_Provided records_.
☆ ☆ ☆

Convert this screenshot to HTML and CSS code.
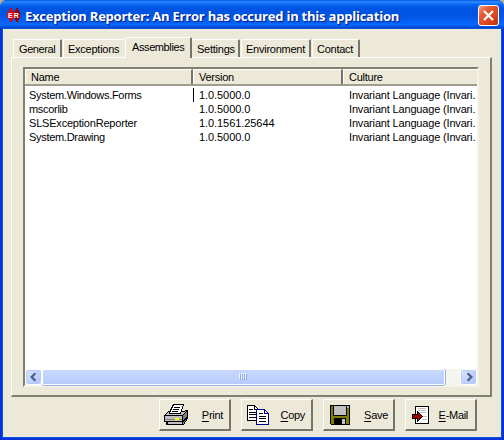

☆ ☆ ☆

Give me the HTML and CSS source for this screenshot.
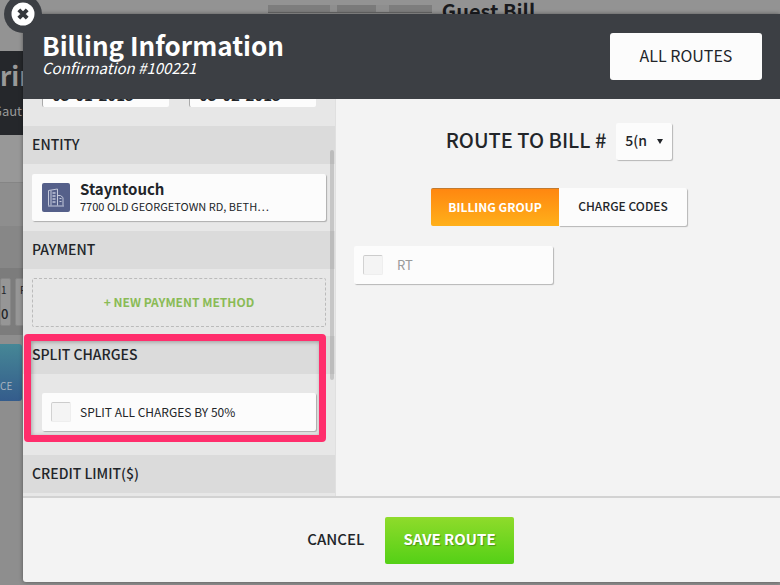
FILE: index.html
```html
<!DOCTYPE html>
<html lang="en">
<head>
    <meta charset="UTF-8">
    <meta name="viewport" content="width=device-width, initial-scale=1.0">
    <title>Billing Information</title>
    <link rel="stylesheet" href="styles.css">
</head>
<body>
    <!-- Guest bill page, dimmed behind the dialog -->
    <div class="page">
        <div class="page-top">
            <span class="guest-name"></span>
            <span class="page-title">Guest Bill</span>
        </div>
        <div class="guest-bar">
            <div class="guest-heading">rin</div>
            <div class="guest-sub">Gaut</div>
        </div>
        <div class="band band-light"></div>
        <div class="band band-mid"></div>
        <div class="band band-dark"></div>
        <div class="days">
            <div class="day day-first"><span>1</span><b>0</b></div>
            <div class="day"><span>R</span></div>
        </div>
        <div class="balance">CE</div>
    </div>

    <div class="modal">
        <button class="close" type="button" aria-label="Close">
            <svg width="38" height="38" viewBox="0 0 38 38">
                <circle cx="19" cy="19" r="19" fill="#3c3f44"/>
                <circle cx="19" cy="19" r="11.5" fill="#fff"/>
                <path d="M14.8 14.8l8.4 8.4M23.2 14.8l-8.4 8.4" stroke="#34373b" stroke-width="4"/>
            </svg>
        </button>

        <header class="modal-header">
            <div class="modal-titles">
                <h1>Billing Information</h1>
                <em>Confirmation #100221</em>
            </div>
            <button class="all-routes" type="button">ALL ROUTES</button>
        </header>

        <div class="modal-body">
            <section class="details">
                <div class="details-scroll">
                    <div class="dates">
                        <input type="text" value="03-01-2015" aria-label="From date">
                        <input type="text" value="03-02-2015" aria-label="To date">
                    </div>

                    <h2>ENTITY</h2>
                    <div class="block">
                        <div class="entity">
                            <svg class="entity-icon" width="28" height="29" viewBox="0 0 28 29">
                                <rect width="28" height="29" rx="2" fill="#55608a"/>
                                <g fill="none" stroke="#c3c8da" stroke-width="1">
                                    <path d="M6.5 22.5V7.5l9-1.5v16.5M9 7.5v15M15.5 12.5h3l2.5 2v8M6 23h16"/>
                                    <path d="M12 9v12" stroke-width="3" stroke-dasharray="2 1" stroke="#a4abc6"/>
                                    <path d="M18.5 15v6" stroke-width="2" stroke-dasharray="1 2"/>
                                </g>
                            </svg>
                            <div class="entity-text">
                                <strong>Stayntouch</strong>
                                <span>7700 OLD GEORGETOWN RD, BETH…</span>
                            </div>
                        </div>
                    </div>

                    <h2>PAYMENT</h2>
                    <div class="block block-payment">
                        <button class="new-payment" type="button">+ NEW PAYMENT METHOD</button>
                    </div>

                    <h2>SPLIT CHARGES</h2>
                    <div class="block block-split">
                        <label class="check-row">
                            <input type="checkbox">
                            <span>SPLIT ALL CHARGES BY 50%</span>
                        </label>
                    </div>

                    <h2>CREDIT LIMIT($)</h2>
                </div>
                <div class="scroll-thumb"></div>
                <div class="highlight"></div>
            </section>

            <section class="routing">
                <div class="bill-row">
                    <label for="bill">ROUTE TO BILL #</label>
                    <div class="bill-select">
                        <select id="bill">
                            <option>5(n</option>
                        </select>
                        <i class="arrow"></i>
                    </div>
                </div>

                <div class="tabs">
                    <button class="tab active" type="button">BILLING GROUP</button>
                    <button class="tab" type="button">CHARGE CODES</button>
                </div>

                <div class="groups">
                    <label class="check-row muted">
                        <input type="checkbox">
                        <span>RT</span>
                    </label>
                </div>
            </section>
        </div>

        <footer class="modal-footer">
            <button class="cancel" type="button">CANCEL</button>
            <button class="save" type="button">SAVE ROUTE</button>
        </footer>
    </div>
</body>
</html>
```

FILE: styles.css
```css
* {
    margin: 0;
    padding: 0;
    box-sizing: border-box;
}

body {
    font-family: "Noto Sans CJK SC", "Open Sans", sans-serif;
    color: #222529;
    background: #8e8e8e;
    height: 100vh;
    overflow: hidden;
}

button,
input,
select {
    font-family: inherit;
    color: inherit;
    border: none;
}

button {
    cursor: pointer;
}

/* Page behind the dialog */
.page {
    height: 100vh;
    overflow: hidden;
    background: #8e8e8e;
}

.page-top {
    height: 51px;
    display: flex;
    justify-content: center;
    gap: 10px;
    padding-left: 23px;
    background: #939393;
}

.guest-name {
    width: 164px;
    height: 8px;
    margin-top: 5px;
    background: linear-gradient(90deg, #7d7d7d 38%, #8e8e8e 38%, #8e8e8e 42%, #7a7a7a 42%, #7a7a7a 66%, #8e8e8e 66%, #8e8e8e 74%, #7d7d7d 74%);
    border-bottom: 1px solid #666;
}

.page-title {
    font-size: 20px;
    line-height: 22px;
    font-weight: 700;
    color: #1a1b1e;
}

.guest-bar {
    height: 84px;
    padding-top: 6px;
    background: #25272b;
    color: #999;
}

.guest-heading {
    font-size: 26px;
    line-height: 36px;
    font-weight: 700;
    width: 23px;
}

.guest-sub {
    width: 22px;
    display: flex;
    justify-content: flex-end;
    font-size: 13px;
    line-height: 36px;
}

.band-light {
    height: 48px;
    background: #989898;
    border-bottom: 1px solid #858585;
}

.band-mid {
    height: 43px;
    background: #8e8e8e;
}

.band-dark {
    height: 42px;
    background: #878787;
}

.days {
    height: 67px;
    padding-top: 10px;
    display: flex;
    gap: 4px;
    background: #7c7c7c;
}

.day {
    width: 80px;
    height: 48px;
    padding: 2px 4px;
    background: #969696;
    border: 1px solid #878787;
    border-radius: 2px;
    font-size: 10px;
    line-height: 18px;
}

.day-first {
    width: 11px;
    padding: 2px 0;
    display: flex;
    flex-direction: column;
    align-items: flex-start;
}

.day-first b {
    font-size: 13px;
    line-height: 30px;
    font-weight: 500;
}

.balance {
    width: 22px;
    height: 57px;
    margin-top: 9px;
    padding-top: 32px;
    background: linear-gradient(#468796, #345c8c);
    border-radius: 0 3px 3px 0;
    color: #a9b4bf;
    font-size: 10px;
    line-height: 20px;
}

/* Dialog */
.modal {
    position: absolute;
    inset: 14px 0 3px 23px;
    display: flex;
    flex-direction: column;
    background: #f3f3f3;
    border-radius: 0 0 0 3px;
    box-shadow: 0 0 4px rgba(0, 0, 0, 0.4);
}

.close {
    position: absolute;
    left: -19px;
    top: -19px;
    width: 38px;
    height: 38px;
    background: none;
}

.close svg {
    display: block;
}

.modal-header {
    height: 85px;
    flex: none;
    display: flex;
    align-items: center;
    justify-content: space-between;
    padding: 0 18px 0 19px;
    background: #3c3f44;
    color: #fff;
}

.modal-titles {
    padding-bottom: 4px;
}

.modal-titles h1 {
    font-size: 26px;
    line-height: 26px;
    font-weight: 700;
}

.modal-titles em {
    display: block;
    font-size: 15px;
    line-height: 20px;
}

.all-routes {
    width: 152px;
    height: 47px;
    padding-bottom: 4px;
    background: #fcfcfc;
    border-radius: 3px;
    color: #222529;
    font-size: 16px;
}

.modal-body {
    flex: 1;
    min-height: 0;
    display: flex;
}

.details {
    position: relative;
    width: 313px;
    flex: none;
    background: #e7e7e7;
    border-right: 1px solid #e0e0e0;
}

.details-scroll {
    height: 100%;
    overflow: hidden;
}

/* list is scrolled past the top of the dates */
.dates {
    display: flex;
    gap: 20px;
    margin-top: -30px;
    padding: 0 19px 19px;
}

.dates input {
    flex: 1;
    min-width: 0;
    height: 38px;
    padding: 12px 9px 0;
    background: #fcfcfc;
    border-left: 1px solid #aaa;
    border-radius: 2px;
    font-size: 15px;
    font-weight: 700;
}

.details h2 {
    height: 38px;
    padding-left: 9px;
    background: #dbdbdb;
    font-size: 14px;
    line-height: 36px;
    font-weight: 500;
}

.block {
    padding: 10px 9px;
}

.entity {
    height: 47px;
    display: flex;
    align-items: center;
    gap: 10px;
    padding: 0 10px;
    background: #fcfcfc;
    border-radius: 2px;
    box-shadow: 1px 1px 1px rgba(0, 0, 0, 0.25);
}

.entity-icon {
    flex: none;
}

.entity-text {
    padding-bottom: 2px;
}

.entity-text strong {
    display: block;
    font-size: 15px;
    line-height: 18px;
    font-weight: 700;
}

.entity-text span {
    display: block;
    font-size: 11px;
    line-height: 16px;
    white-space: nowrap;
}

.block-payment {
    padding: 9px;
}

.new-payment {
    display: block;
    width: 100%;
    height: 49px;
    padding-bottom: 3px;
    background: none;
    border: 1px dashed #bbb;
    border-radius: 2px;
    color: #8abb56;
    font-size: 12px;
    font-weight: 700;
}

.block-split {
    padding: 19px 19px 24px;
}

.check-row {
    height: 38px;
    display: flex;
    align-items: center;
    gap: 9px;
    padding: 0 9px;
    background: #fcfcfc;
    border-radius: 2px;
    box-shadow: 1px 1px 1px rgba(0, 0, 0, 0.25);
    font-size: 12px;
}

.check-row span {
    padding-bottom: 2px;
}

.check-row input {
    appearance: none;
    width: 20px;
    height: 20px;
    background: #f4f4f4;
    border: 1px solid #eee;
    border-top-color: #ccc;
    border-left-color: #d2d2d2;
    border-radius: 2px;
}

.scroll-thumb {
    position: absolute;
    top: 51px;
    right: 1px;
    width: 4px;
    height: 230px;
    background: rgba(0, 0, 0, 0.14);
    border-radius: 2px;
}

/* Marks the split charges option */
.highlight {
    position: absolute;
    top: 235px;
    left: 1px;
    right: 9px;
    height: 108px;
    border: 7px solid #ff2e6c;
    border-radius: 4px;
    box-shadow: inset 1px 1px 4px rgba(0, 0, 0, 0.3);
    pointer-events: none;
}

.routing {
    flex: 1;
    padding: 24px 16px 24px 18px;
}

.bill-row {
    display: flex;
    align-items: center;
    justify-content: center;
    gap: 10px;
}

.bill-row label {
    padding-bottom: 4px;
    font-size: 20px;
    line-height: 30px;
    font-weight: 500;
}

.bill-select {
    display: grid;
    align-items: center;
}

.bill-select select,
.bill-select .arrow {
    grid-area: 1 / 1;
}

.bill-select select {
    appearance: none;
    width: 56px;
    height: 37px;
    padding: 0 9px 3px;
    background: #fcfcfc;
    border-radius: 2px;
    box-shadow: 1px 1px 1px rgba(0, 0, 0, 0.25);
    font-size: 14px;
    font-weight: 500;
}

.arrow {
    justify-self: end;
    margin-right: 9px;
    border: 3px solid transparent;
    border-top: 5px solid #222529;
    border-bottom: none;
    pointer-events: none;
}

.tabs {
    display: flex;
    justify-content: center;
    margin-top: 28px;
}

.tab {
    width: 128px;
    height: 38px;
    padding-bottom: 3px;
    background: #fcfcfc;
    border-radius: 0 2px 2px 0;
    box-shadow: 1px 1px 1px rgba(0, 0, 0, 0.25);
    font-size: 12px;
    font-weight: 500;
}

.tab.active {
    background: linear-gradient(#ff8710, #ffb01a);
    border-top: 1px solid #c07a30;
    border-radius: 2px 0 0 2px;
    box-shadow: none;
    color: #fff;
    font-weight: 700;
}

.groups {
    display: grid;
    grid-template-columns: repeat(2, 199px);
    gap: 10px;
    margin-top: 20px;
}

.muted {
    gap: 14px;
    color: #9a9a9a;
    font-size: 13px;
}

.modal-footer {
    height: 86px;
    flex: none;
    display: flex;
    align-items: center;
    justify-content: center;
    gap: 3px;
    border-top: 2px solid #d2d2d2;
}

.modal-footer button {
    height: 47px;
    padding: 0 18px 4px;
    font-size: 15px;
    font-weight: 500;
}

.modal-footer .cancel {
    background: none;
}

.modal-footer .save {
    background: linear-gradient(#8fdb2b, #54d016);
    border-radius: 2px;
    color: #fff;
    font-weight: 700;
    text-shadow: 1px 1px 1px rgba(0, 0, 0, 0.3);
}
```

☆ ☆ ☆

_Goal_.
Note each line of the entries that has "this" in it, and copy those lines.

_Full output_.
Convert this screenshot to HTML and CSS code.
Give me the HTML and CSS source for this screenshot.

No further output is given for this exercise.